Feldenkrais wrote that he doesn’t treat, cure, or even teach people. He says that he tells stories and offers lessons to help people learn about themselves. He believed that learning comes by the experience of manipulation and that learning is the most important thing for a human being.

Learning appears to be a central part of Feldenkrais’ work: “I believe it is more important to learn the way to learn new skills than the feat of the skills themselves” (92). He wants people to consider better ways to move, not right ways, “the right movement has no future development” he wrote (pg. 92). He is clear that successful learning comes when we proceed at our own rate. Being pushed, pulled, and/ or prodded to keep up, to catch up, to meet expectations at a pace that is not ours does not work. We need to discover own rate of learning (pg. 91).
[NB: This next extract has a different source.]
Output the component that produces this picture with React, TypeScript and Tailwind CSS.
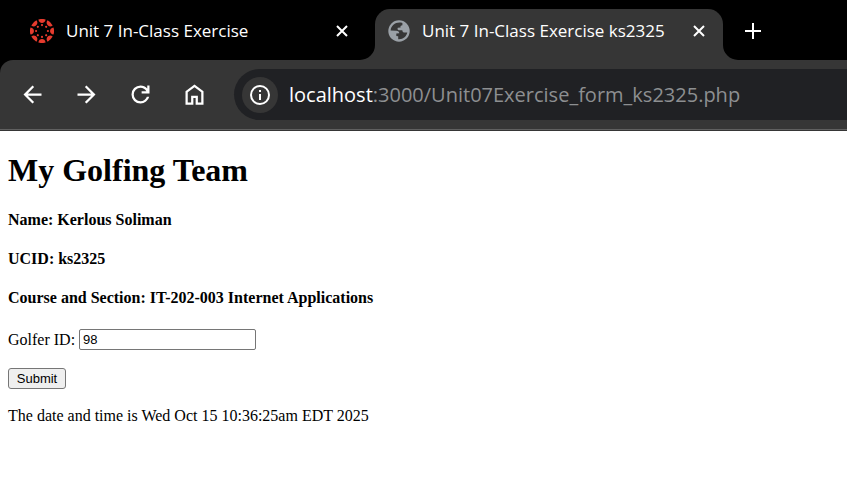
import { useState } from "react";
import type { ReactNode } from "react";

const BACK = "M20 11H7.83l5.59-5.59L12 4l-8 8 8 8 1.41-1.41L7.83 13H20v-2z";
const FORWARD = "M4 13h12.17l-5.59 5.59L12 20l8-8-8-8-1.41 1.41L16.17 11H4v2z";
const RELOAD =
  "M12 20q-3.35 0-5.68-2.32Q4 15.35 4 12t2.32-5.68Q8.65 4 12 4q1.73 0 3.3.71 1.58.71 2.7 2.04V4h2v7h-7V9h4.2q-.8-1.4-2.19-2.2Q13.63 6 12 6 9.5 6 7.75 7.75T6 12t1.75 4.25T12 18q1.93 0 3.48-1.1T17.65 14h2.1q-.7 2.65-2.85 4.33Q14.75 20 12 20z";
const HOME = "M6 19h3v-6h6v6h3v-9l-6-4.5L6 10v9zm-2 2V9l8-6 8 6v12h-7v-6h-2v6H4z";
const CLOSE = "M3 3l10 10M13 3L3 13";

function Icon({ path, label }: { path: string; label: string }) {
  return (
    <button type="button" aria-label={label} className="flex size-[27px] items-center justify-center">
      <svg viewBox="0 0 24 24" className="size-[27px] fill-white">
        <path d={path} />
      </svg>
    </button>
  );
}

function Close() {
  return (
    <button type="button" aria-label="Close tab" className="shrink-0">
      <svg viewBox="0 0 16 16" className="size-4 fill-none stroke-white stroke-2">
        <path d={CLOSE} />
      </svg>
    </button>
  );
}

function CanvasLogo() {
  const turns = [0, 45, 90, 135, 180, 225, 270, 315];
  return (
    <svg viewBox="-12 -12 24 24" className="size-6 shrink-0 fill-[#e63b2e]">
      {turns.map((turn) => (
        <g key={turn} transform={`rotate(${turn})`}>
          <path d="M-3.600-11.500A12 12 0 0 1 3.600-11.500C3.200-6.900-3.200-6.900-3.600-11.500z" />
          <circle cx="0" cy="-5.900" r="1.100" />
        </g>
      ))}
    </svg>
  );
}

function Globe() {
  return (
    <svg viewBox="0 0 22 22" className="size-[22px] shrink-0">
      <circle cx="11" cy="11" r="10.7" fill="#9aa0a6" />
      <path
        fill="#363636"
        d="M11.500 2.600C6.800 2.600 3 6 2.600 10.600L8.200 10.800C10.300 10.900 11.200 12 11.300 13.200L8.300 13.400V16L10.200 16.300V19.200C15 19.600 18.600 16.600 19.300 12.600L16 12.500C14.900 12.400 14.400 11.500 14.300 10.300L10.600 10.200C9.500 10 9.300 8.700 9.800 7.800L12.600 7.500C12.300 6.500 12.500 5.700 13.500 5.500L14.400 5.200V3.100C13.500 2.700 12.500 2.600 11.500 2.600z"
      />
    </svg>
  );
}

function Heading({ children }: { children: ReactNode }) {
  return <h4 className="mb-[21px] text-base leading-[18px] font-bold">{children}</h4>;
}

export default function App() {
  const [golfer, setGolfer] = useState("98");

  return (
    <div className="min-h-screen bg-white">
      <header className="bg-black font-['Open_Sans','Noto_Sans',sans-serif] text-white">
        <div className="flex h-[60px] items-end">
          <div className="flex h-[51px] w-[375px] items-center pr-[25px] pb-2 pl-[30px]">
            <CanvasLogo />
            <span className="ml-3 flex-1 text-[17px] leading-6 whitespace-nowrap">Unit 7 In-Class Exercise</span>
            <Close />
          </div>
          <div className="relative flex h-[51px] w-[348px] items-center rounded-t-[15px] bg-[#363636] pr-4 pb-2 pl-[13px]">
            <svg viewBox="0 0 15 15" className="absolute bottom-0 -left-[15px] size-[15px] fill-[#363636]">
              <path d="M15 0v15H0A15 15 0 0 0 15 0z" />
            </svg>
            <svg viewBox="0 0 15 15" className="absolute -right-[15px] bottom-0 size-[15px] fill-[#363636]">
              <path d="M0 0v15h15A15 15 0 0 1 0 0z" />
            </svg>
            <Globe />
            <span className="ml-3 flex-1 text-[17px] leading-6 whitespace-nowrap">Unit 7 In-Class Exercise ks2325</span>
            <Close />
          </div>
          <div className="flex h-[51px] items-center pb-2 pl-[22px]">
            <button type="button" aria-label="New tab">
              <svg viewBox="0 0 16 16" className="size-4 fill-none stroke-white stroke-2">
                <path d="M8 0v16M0 8h16" />
              </svg>
            </button>
          </div>
        </div>
        <div className="rounded-tl-[13px] bg-[#363636] pb-px">
          <div className="flex h-[70px] items-center gap-[27px] border-b border-[#606060] pl-[19px]">
            <Icon path={BACK} label="Back" />
            <Icon path={FORWARD} label="Forward" />
            <Icon path={RELOAD} label="Reload" />
            <Icon path={HOME} label="Home" />
            <div className="-ml-px flex h-[51px] min-w-0 flex-1 items-center rounded-l-full bg-[#202124] pl-2">
              <button
                type="button"
                aria-label="Site information"
                className="flex size-9 shrink-0 items-center justify-center rounded-full bg-[#363636]"
              >
                <svg viewBox="0 0 24 24" className="size-6 fill-white">
                  <path d="M11 7h2v2h-2zm0 4h2v6h-2zm1-9a10 10 0 1 0 0 20 10 10 0 0 0 0-20zm0 18a8 8 0 1 1 0-16 8 8 0 0 1 0 16z" />
                </svg>
              </button>
              <a href="#" className="ml-[11px] text-[20px] leading-7 whitespace-nowrap text-[#8d8f91]">
                <span className="text-white">localhost</span>:3000/Unit07Exercise_form_ks2325.php
              </a>
            </div>
          </div>
        </div>
      </header>
      <main className="px-2 pt-[21px] font-['Liberation_Serif',serif] text-base text-black">
        <h1 className="mb-[22px] text-[32px] leading-[37px] font-bold">My Golfing Team</h1>
        <Heading>Name: Kerlous Soliman</Heading>
        <Heading>UCID: ks2325</Heading>
        <Heading>Course and Section: IT-202-003 Internet Applications</Heading>
        <form className="pt-px" onSubmit={(event) => event.preventDefault()}>
          <div className="flex items-center gap-1">
            <label htmlFor="golfer" className="leading-[18px]">
              Golfer ID:
            </label>
            <input
              id="golfer"
              type="text"
              value={golfer}
              onChange={(event) => setGolfer(event.target.value)}
              className="h-[21px] w-[177px] rounded-[2px] border border-[#767676] px-[3px] font-['Liberation_Sans',sans-serif] text-[13px]"
            />
          </div>
          <button
            type="submit"
            className="mt-[18px] block h-[21px] w-[58px] rounded-[3px] border border-[#767676] bg-[#efefef] text-center font-['Liberation_Sans',sans-serif] text-[13px] leading-[19px]"
          >
            Submit
          </button>
        </form>
        <p className="mt-[18px] leading-[18px]">The date and time is Wed Oct 15 10:36:25am EDT 2025</p>
      </main>
    </div>
  );
}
According to Feldenkrais, learning means grasping the unknown
(94) with awareness – meaning a combination of consciousness and knowledge. With mindful living, Feldenkrais wrote, people can tap into awareness and movement to create actions that break what he called bad habits- restrictions in our body and in our movements are caused by habit and learning. In his process, he focuses on “the relationship between movement, learning, emotions and human development” (xii).

A Man Before His Time

Born in a small Russian town, Feldenkrais studied mathematics and worked as a surveyor and map maker. He proceeded to the Sorbonne for his doctorate, furthering his studies in mechanics and electricity. While there, he met Professor Kano, cited as the creator of Judo.  Feldenkrais soon earned his Judo Black Belt.
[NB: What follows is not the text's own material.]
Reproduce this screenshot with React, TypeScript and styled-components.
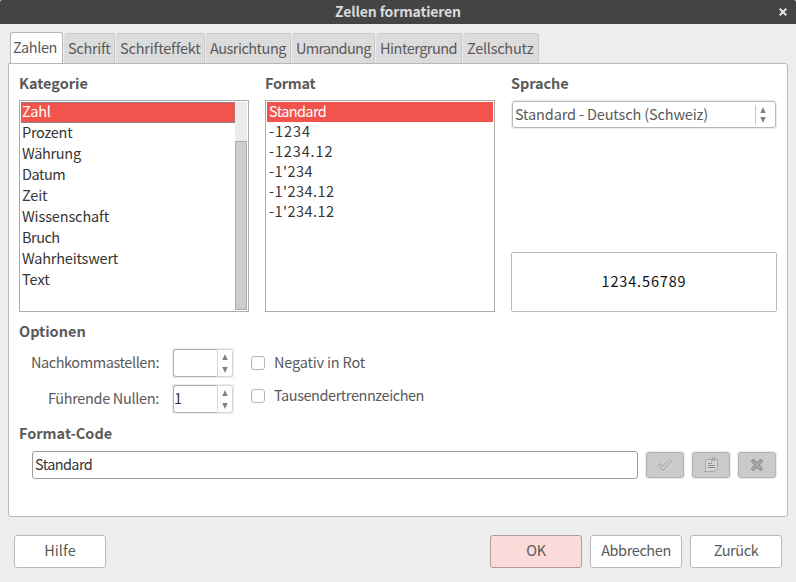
import React from "react";
import styled, { createGlobalStyle } from "styled-components";

const Global = createGlobalStyle`
  * { box-sizing: border-box; }
  body { margin: 0; background: #ededed; }
  button, input { font: inherit; color: inherit; }
`;

const Dialog = styled.main`
  width: 796px;
  height: 582px;
  overflow: hidden;
  background: #ededed;
  color: #5a5a5a;
  font: 14.5px/20px "Noto Sans CJK SC", "Noto Sans", sans-serif;
  white-space: nowrap;
`;
const TitleBar = styled.header`
  height: 24px;
  display: grid;
  grid-template-columns: 26px 1fr 26px;
  align-items: center;
  justify-items: center;
  background: #444;
  border-radius: 2px 2px 0 0;
  color: #dadada;
`;
const Label = styled.span<{ $s?: number }>`
  letter-spacing: ${(p) => p.$s ?? 0}px;
`;
const Title = styled.h1`
  grid-column: 2;
  margin: 0;
  padding-bottom: 2px;
  font-size: 14px;
  line-height: 20px;
  font-weight: 700;
  letter-spacing: -0.14px;
`;
const Tabs = styled.nav`
  display: flex;
  align-items: flex-end;
  gap: 1px;
  height: 39px;
  padding-left: 10px;
`;
const Tab = styled.div<{ $w: number; $active?: boolean }>`
  width: ${(p) => p.$w}px;
  height: ${(p) => (p.$active ? 31 : 30)}px;
  display: flex;
  align-items: center;
  padding: 0 0 ${(p) => (p.$active ? 2 : 1)}px ${(p) => (p.$active ? 2 : 3)}px;
  border: 1px solid ${(p) => (p.$active ? "#b7b7b7" : "#cacaca")};
  border-left-color: ${(p) => (p.$active ? "#b7b7b7" : "#dcdcdc")};
  border-bottom: 0;
  border-radius: 3px 3px 0 0;
  background: ${(p) => (p.$active ? "#fff" : "#dcdcdc")};
`;
const Panel = styled.section`
  width: 780px;
  height: 454px;
  margin-left: 8px;
  padding: 10px 10px 0;
  background: #fff;
  border: 1px solid #b8b8b8;
  border-radius: 0 3px 3px 3px;
`;
const Columns = styled.div`
  display: grid;
  grid-template-columns: 230px 230px 266px;
  gap: 16px;
  height: 248px;
`;
const Column = styled.div`
  display: flex;
  flex-direction: column;
  height: 238px;
`;
const Heading = styled.h2<{ $s?: number }>`
  margin: 0;
  height: 26px;
  font-size: 14.5px;
  line-height: 17px;
  font-weight: 700;
  letter-spacing: ${(p) => p.$s ?? 0}px;
`;
const ListBox = styled.div`
  display: flex;
  height: 212px;
  padding: 1px;
  border: 1px solid #acacac;
  color: #353535;
`;
const Items = styled.div`
  flex: 1;
`;
const Item = styled.div<{ $h: number; $selected?: boolean; $focus?: boolean; $pad: number; $s: number }>`
  height: ${(p) => p.$h}px;
  line-height: 18px;
  padding-left: ${(p) => p.$pad}px;
  letter-spacing: ${(p) => p.$s}px;
  background: ${(p) => (p.$selected ? "#f2544d" : "transparent")};
  color: ${(p) => (p.$selected ? "#fff" : "inherit")};
  outline: ${(p) => (p.$focus ? "1px dotted #8a8284" : "none")};
  outline-offset: -1px;
`;
const Track = styled.div`
  width: 12px;
  padding-top: 39px;
  background: #ebebeb;
`;
const Thumb = styled.div`
  width: 12px;
  height: 169px;
  border: 1px solid #adadad;
  background: #cdcdcd;
`;
const Select = styled.div`
  height: 27px;
  margin: 1px;
  display: flex;
  align-items: center;
  justify-content: space-between;
  padding: 0 9px 0 2px;
  border: 1px solid #b7b7b7;
  border-radius: 3px;
  box-shadow: 0 0 0 1px #ececec;
`;
const SelectText = styled.span`
  padding-bottom: 2px;
  letter-spacing: -0.14px;
`;
const Arrows = styled.span`
  display: flex;
  height: 19px;
  padding-left: 4px;
  align-items: center;
  border-left: 1px solid #c8c8c8;
`;
const Preview = styled.div`
  height: 60px;
  margin-top: auto;
  padding-bottom: 3px;
  display: flex;
  align-items: center;
  justify-content: center;
  border: 1px solid #bbb;
  border-radius: 2px;
  color: #111;
`;
const Options = styled.div`
  display: grid;
  grid-template-columns: 141px 62px 1fr;
  grid-template-rows: 30px 30px;
  gap: 6px 12px;
  height: 76px;
  align-items: center;
`;
const OptionLabel = styled.div<{ $s: number }>`
  text-align: right;
  padding: 0 1px 3px 0;
  letter-spacing: ${(p) => p.$s}px;
`;
const Spinner = styled.div`
  width: 62px;
  height: 30px;
  display: flex;
  border: 1px solid #ececec;
`;
const SpinValue = styled.div`
  width: 44px;
  height: 28px;
  padding-top: 2px;
  border: 1px solid #b0b0b0;
  border-right: 0;
  border-radius: 3px 0 0 3px;
  color: #353535;
`;
const SpinButtons = styled.div`
  width: 16px;
  display: flex;
  align-items: center;
  justify-content: center;
  border: 1px solid #d6d6d6;
  border-radius: 0 3px 3px 0;
`;
const Check = styled.label<{ $up?: number }>`
  display: flex;
  align-items: center;
  gap: 9px;
  padding-left: 5px;
  margin-top: ${(p) => -(p.$up ?? 0)}px;
`;
const CheckText = styled.span<{ $s: number }>`
  margin: -1px 0 1px;
  letter-spacing: ${(p) => p.$s}px;
`;
const Box = styled.span`
  width: 14px;
  height: 14px;
  border: 1px solid #b4b4b4;
  border-radius: 3px;
`;
const CodeRow = styled.div`
  display: flex;
  gap: 8px;
  height: 28px;
  margin-top: 1px;
  padding-left: 13px;
`;
const CodeField = styled.div`
  width: 606px;
  padding: 2px 0 0 2px;
  border: 1px solid #9e9e9e;
  border-radius: 3px;
  color: #353535;
`;
const IconButton = styled.button`
  width: 38px;
  height: 26px;
  margin-top: 1px;
  padding: 0;
  display: flex;
  align-items: center;
  justify-content: center;
  background: #cbcbcb;
  border: 1px solid #b3b3b3;
  border-radius: 3px;
  box-shadow: 0 0 0 1px #ececec;
`;
const Footer = styled.footer`
  display: flex;
  gap: 8px;
  padding: 18px 14px 0;
`;
const Button = styled.button<{ $primary?: boolean; $help?: boolean; $s: number }>`
  width: 92px;
  height: 33px;
  padding: 0 0 4px;
  margin-right: ${(p) => (p.$help ? "auto" : "0")};
  border: 1px solid ${(p) => (p.$primary ? "#b09c9c" : "#bababa")};
  border-radius: 3px;
  background: ${(p) => (p.$primary ? "#fcdcda" : "#fff")};
  letter-spacing: ${(p) => p.$s}px;
`;

const UpDown = ({ gap }: { gap: number }) => (
  <svg width="6" height={12 + gap} viewBox={`0 0 6 ${12 + gap}`} fill="#808080">
    <path d="M3 0 5.7 6H.3z" />
    <path d={`M.3 ${6 + gap}h5.4L3 ${12 + gap}z`} />
  </svg>
);

const categories: [string, number][] = [
  ["Zahl", -0.2], ["Prozent", -0.3], ["Währung", -0.3], ["Datum", -0.5], ["Zeit", -0.1],
  ["Wissenschaft", -0.12], ["Bruch", -0.5], ["Wahrheitswert", -0.2], ["Text", 0],
];
const formats: [string, number][] = [
  ["Standard", -0.6], ["-1234", 0.95], ["-1234.12", 0.87], ["-1'234", 0.45], ["-1'234.12", 0.47], ["-1'234.12", 0.47],
];
const tabs: [string, number, number][] = [
  ["Zahlen", 53, -0.4], ["Schrift", 51, -0.3], ["Schrifteffekt", 89, -0.17], ["Ausrichtung", 85, -0.5],
  ["Umrandung", 83, -0.7], ["Hintergrund", 86, -0.5], ["Zellschutz", 76, -0.25],
];

export default function App() {
  return (
    <Dialog>
      <Global />
      <TitleBar>
        <Title>Zellen formatieren</Title>
        <svg width="8" height="8" viewBox="0 0 8 8" stroke="#e2e2e2" strokeWidth="2"><path d="m.7.7 6.6 6.6m0-6.6L.7 7.3" /></svg>
      </TitleBar>
      <Tabs>
        {tabs.map(([name, w, s], i) => <Tab key={name} $w={w} $active={i === 0}><Label $s={s}>{name}</Label></Tab>)}
      </Tabs>
      <Panel>
        <Columns>
          <Column>
            <Heading>Kategorie</Heading>
            <ListBox>
              <Items>{categories.map(([c, s], i) => <Item key={c} $h={21} $pad={1} $s={s} $selected={i === 0} $focus={i === 0}>{c}</Item>)}</Items>
              <Track><Thumb /></Track>
            </ListBox>
          </Column>
          <Column>
            <Heading $s={-0.3}>Format</Heading>
            <ListBox>
              <Items>{formats.map(([f, s], i) => <Item key={i} $h={20} $pad={2} $s={s} $selected={i === 0}>{f}</Item>)}</Items>
            </ListBox>
          </Column>
          <Column>
            <Heading $s={-0.1}>Sprache</Heading>
            <Select><SelectText>Standard - Deutsch (Schweiz)</SelectText><Arrows><UpDown gap={4} /></Arrows></Select>
            <Preview><Label $s={0.86}>1234.56789</Label></Preview>
          </Column>
        </Columns>
        <Heading>Optionen</Heading>
        <Options>
          <OptionLabel $s={-0.42}>Nachkommastellen:</OptionLabel>
          <Spinner><SpinValue /><SpinButtons><UpDown gap={7} /></SpinButtons></Spinner>
          <Check><Box /><CheckText $s={-0.18}>Negativ in Rot</CheckText></Check>
          <OptionLabel $s={-0.33}>Führende Nullen:</OptionLabel>
          <Spinner><SpinValue>1</SpinValue><SpinButtons><UpDown gap={7} /></SpinButtons></Spinner>
          <Check $up={6}><Box /><CheckText $s={-0.44}>Tausendertrennzeichen</CheckText></Check>
        </Options>
        <Heading>Format-Code</Heading>
        <CodeRow>
          <CodeField><Label $s={-0.6}>Standard</Label></CodeField>
          <IconButton><svg width="16" height="14" viewBox="0 0 16 14"><path d="m1.5 7 2-1.5 2.5 3 6.5-7 2 1.5L6 12.5z" fill="#d0d0d0" stroke="#a2a2a2" strokeLinejoin="round" /></svg></IconButton>
          <IconButton><svg width="16" height="16" viewBox="0 0 16 16" fill="none" stroke="#a8a8a8"><path fill="#d6d6d6" d="M2.5 2.5h12v9l-3 3h-10l1-2z" /><path d="M5 6.5h4M5 8.5h7M5 10.5h7M8 5l2-2" stroke="#8e8e8e" /><circle cx="10.5" cy="2" r="1.5" fill="#c4c4c4" stroke="#999" /></svg></IconButton>
          <IconButton><svg width="12" height="12" viewBox="0 0 12 12"><path d="m2.2 2.2 7.6 7.6m0-7.6L2.2 9.8" stroke="#8c8c8c" strokeWidth="4" strokeLinecap="round" /><path d="m2.2 2.2 7.6 7.6m0-7.6L2.2 9.8" stroke="#aaa" strokeWidth="2" strokeLinecap="round" /></svg></IconButton>
        </CodeRow>
      </Panel>
      <Footer>
        <Button $help $s={0.1}>Hilfe</Button>
        <Button $primary $s={-0.2}>OK</Button>
        <Button $s={-0.4}>Abbrechen</Button>
        <Button $s={-0.4}>Zurück</Button>
      </Footer>
    </Dialog>
  );
}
A knee injury playing soccer in his twenties and a lack of options for healing, lead him to study, discover and learn more about movement and the human body, with his primary purpose understanding the effectiveness of his actions. He developed Functional Awareness (individual manipulation technique) and Awareness Through Movement (a group learning process), based on his practical applications of current science and thought and what he interpreted as the needs of others. He created these methods to approach problems from an entirely new direction. He first used Functional Integration and Awareness Through Movement during World War II (pg. 75).

Some say his work was “before his time” because he ‘knew’ the brain was neuroplastic and he realized that the nervous system was more flexible than other people thought. A key role of the nervous system according to Feldenkrais was to establish order in the midst of a world that has much chaos in it (xxiii); it grows and changes throughout our life (xv). He wanted to help people quiet their nervous system so they could be open to learn. His focus was to help people unlearn unconscious habits and restore the normal developmental process, which may have been interrupted by many different kinds of brain problems in childhood or even before birth (xiv).

Feldenkrais believed that the circuits involved in movement and action could be altered if people learned to refine their awareness of how they moved (xiv). He emphasized that we are capable of freedom, choice, and conscious awareness; and we can use our free choice to change habits.

He offered people exercises to practice how to find the sensations in their body . . . “becoming aware is the significant part of your learning, and it is not at all important which movement is used for the lesson” (pg. 105). He felt that hours of practicing awareness in movement or action remain the most absorbing and interesting time in our lives.

In Summary

I know my typical review includes more details about the materials presented. This book doesn’t call to me that way. I will offer that the book begins with a Foreword to the 2019 edition by Norman Doidge MD, who came to the Feldenkrais method because of an injury of his own. Next is Feldenkrais’ original Foreword, followed by the preface, the introduction and then 10 chapters. Feldenkrais also included extracts from his interview with Will Schutz (who initially brought Feldenkrais to the United States). To complete the book there’s a comprehensive bibliography, an index, information about the author and final a list of resources.

What felt important to me was Feldenkrais’ philosophical approach and how his writing resonated, what sense stayed with me outside of my notes. This is the kind of book that needs more than one read. There’s depth in each chapter demanding time and space to contemplate, to practice, to explore. I can honestly say I need more time to truly feel as if I “get” it, which I think is the hallmark of a good book. It’s not a recipe, not a template, not a been there done that experience. It feels real, authentic, present and deep. Perhaps I’ll write another review, after a second or perhaps even third read. Time will tell.